Surface learning strategies is a learning strategy that has to do with treating the course as in related bits of knowledge, routinely memorizing facts and carrying out procedures, focusing narrowing on the minimum syllabus requirements, seeing little value or meaning in either course or set tasks, studying without reflecting on either purpose or strategy and feeling undue presume and anxiety about work (Entwistle and Peterson 2004).
Surface approaches to learning are considered, in the main, to be ineffectual and commonly associated with poor academic performance. However, some surface approaches to having a place in certain areas of study such as languages (Biggs and Tong 2007).
A strategic approach to studying is referred to as an achieving approach (Biggs and Tong, 2007), and is about “putting effort into organized studying”

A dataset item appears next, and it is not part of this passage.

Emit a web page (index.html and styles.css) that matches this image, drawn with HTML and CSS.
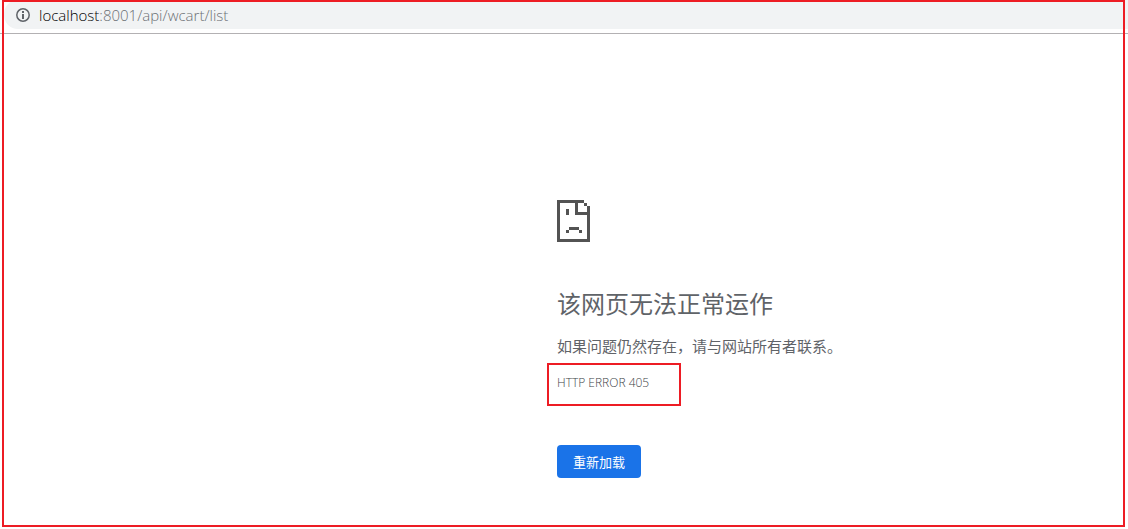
FILE: index.html
```html
<!DOCTYPE html>
<html lang="zh-CN">

<head>
  <meta charset="UTF-8">
  <meta name="viewport" content="width=device-width, initial-scale=1.0">
  <title>localhost</title>
  <link rel="stylesheet" href="styles.css">
</head>

<body>
  <header class="toolbar">
    <div class="address-bar">
      <svg class="info-icon" width="14" height="14" viewBox="0 0 14 14" aria-hidden="true">
        <circle cx="7" cy="7" r="6.2" fill="none" stroke="#5f6368" stroke-width="1.5" />
        <path d="M6 3h2v2H6zM6 6h2v5H6z" fill="#5f6368" />
      </svg>
      <p class="url"><span class="host">localhost</span>:8001/api/wcart/list</p>
    </div>
  </header>

  <main class="error-page">
    <svg class="sad-page" width="33" height="42" viewBox="0 0 33 42" shape-rendering="crispEdges" aria-hidden="true">
      <!-- sheet outline and folded corner -->
      <path d="M0 0h27v3H3v36h27V6h3v36H0zM27 3h3v3h-3zM18 3h3v9h9v3H18z" />
      <!-- face -->
      <path d="M9 9h3v6H9zM12 27h10v3H12zM9 30h3v3H9zM22 30h3v3h-3z" />
    </svg>
    <h1>该网页无法正常运作</h1>
    <p class="summary">如果问题仍然存在，请与网站所有者联系。</p>
    <div class="error-code">HTTP ERROR 405</div>
    <button class="reload" type="button">重新加载</button>
  </main>

  <div class="frame"></div>
</body>

</html>
```
FILE: styles.css
```css
/* General Reset */
* {
  box-sizing: border-box;
}

body {
  margin: 0;
  min-height: 100vh;
  position: relative;
  background: #fff;
  color: #5f6368;
  font-family: "Open Sans", "Noto Sans CJK SC", sans-serif;
}

h1,
p {
  margin: 0;
}

/* Address bar */
.toolbar {
  padding: 0 0 4px 4px;
  border-bottom: 1px solid #b3b1b3;
}

.address-bar {
  display: flex;
  align-items: center;
  gap: 9px;
  height: 29px;
  padding-left: 12px;
  background: #f1f3f4;
  border-radius: 14px 0 0 14px;
}

.url {
  color: #6c7075;
  font-size: 15px;
  font-weight: 350;
  line-height: 18px;
}

.host {
  color: #000;
}

/* Error content */
.error-page {
  display: flex;
  flex-direction: column;
  align-items: flex-start;
  padding: 166px 16px 48px calc(50% - 7px);
}

.sad-page {
  fill: #535353;
}

h1 {
  margin-top: 44px;
  font-size: 24px;
  font-weight: 400;
  line-height: 36px;
}

.summary {
  margin-top: 14px;
  font-size: 15px;
  line-height: 20px;
}

.error-code {
  width: 134px;
  height: 43px;
  margin: 7px 0 0 -10px;
  padding: 10px 8px;
  border: 2px solid #ed1c24;
  color: #404347;
  font-size: 12px;
  font-weight: 350;
  line-height: 16px;
}

.reload {
  margin-top: 39px;
  padding: 0 16px;
  height: 33px;
  border: 0;
  border-radius: 4px;
  background: #1a73e8;
  color: #fff;
  font-family: inherit;
  font-size: 13px;
  cursor: pointer;
}

/* Red outline over the whole page */
.frame {
  position: absolute;
  inset: 0 3px 2px 2px;
  border: 2px solid #ed1c24;
  pointer-events: none;
}
```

Entwigtle and Peterson, 2004, opine that with an intention of fulfilling assessment requirements while enhancing self esteem through competition (Burton 2009).
It is characterized by organized study, time management, pupils monitoring their own effectiveness and motivation for achievement (Mclune and Entwistle, 2000). In the school system, the level of achievement of the pupils is to a great extent influenced by individual learning strategies. Also, pupils who engage on deep (active) learning strategy may end up performing well in schools.
1.2 Statement of the Problem
Pupils have different learning strategies but they are being treated equally. This has made them find their study less interesting. Consequently learners with special learning abilities perform poorly in their course of study. Reasons for poor academic performance of pupils have tended to concentrate on what teachers do or do not in the classroom as well as institutional factors while pupils learning strategies receive little attention.
The problem of this study is therefore, to investigate the learning strategies used by Primary pupils in their study of English and whether such learning strategies are in any way related to their academic performance.